In 1967 Donald Bowen invited Jim to have an exhibition at the Commonwealth Institute in Kensington. We hired a studio from a friend in Belsize Park Road and he worked like mad. Now, instead of mixing sand with oil he made a more solid base with sand, powder paint, polyfiller and a liquid glue. He then laid the canvas flat and indented the mixture. Once this had hardened, he either painted over it with oils, or sprayed it with a wide variety of gold, silver and copper powders, or a combination of both. The exhibition was very succesful with a set of remarkable Shoreham pictures, which I consider to be among his best work.
He had, shortly after we moved in together in 1967, been diagnosed with cancer which was treated. We considered it a cure but it was, as it turned out, only a remission. In 1970 it recurred, though neither of us, even then, looked on his illness with despair. Jim was always hopeful about a cure and I was so determined that he was going to get better that it seemed impossible that it could be otherwise. We went to the top specialist, Dr Hamilton Fairley who was later tragically killed by an IRA bomb, and he put him on a chemo-therapy course administered once every six weeks. This meant that Jim was ill from its effects for three weeks and for the other three we could go into the studio and work. The images flowed from him. He had arrived at the form he wanted his work to take, ‘pure gold surfaces with simple marks to create a very tranquil and undisturbed object’. The gold paintings of the last two years are a coming together of deeply felt influences in his life.
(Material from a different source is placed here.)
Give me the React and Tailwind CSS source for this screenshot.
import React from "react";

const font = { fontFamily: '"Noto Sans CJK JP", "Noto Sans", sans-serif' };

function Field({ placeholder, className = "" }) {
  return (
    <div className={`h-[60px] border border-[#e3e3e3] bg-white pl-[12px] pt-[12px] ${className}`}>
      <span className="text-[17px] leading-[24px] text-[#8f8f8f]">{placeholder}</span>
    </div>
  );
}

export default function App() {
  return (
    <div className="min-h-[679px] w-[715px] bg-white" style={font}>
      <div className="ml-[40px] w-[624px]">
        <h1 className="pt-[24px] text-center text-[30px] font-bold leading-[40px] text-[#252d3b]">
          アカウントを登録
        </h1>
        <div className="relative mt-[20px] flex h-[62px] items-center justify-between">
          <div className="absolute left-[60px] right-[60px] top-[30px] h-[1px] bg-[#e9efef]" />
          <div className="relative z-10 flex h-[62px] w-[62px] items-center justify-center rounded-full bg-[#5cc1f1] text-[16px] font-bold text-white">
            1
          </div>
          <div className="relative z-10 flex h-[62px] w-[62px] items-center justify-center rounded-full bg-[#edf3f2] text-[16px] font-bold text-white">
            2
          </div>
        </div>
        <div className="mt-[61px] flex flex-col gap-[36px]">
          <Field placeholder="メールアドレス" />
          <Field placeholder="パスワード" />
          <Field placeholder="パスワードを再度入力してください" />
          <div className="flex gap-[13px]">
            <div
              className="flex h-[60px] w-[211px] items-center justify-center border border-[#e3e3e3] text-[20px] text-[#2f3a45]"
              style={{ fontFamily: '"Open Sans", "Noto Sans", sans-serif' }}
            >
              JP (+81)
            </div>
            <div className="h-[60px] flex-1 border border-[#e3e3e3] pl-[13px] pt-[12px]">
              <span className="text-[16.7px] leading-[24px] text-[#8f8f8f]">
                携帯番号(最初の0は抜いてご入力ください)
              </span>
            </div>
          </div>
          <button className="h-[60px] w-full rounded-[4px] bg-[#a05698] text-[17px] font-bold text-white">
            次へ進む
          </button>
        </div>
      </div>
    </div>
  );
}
In 1970, the year he fell ill again, B.P. commissioned him to paint a large mural for their new building in Wellington, New Zealand. Though he was in constant pain he never complained and worked in his ‘good three weeks’ on the mural. I think we both knew it was going to be his last work but we didn’t openly acknowledge it. It seemed impossible. One of the amazing things about Jim was that even then he never lost the life enhacing quality that was one of his special gifts. It flowed from him right up to the end. I remember, on his last day, Richard Bennett coming round for Jim’s weekly drawing for the letter pages of the ‘Sunday Telegraph’ and Jim, barely able to sit up, producing one of his inimitable funny drawings.
Because of transport problems the mural is in five tall panels which repeat the mandala and estuary themes. Jim called it ‘The Golden Day’. He wrote:
‘This mural has for its theme the passing of a day. From left to right the five divisions show Dusk, Night, Dawn, Noon, Evening. There is a special beauty in this equivocal kind of ‘edge’ where the land is not wholly land nor water but is constantly changing as the planet turns and the tides move.’
‘The Golden Day’ symbolises the passage of time against a curtain of movement, its subject matter the sun and moon, set against flowing tidal waters. It is clearly about his life and is illuminated by its sense of joy, hope and fulfilment.
After the mural was shipped to New Zealand we went for our last visit to Venice. We walked all over the town and visited the islands, particularly Torcello which we both loved. Jim drew constantly. This last set of drawings is extraordinarily evocative and an altogether original approach to drawing Venice.
He died in St Bartholomew’s Hospital on April 15 1971.
Since then his reputation has grown. There are sketch books, drawings and paintings in the Tate, Victoria & Albert Museum, The British Museum and Imperial War Museum.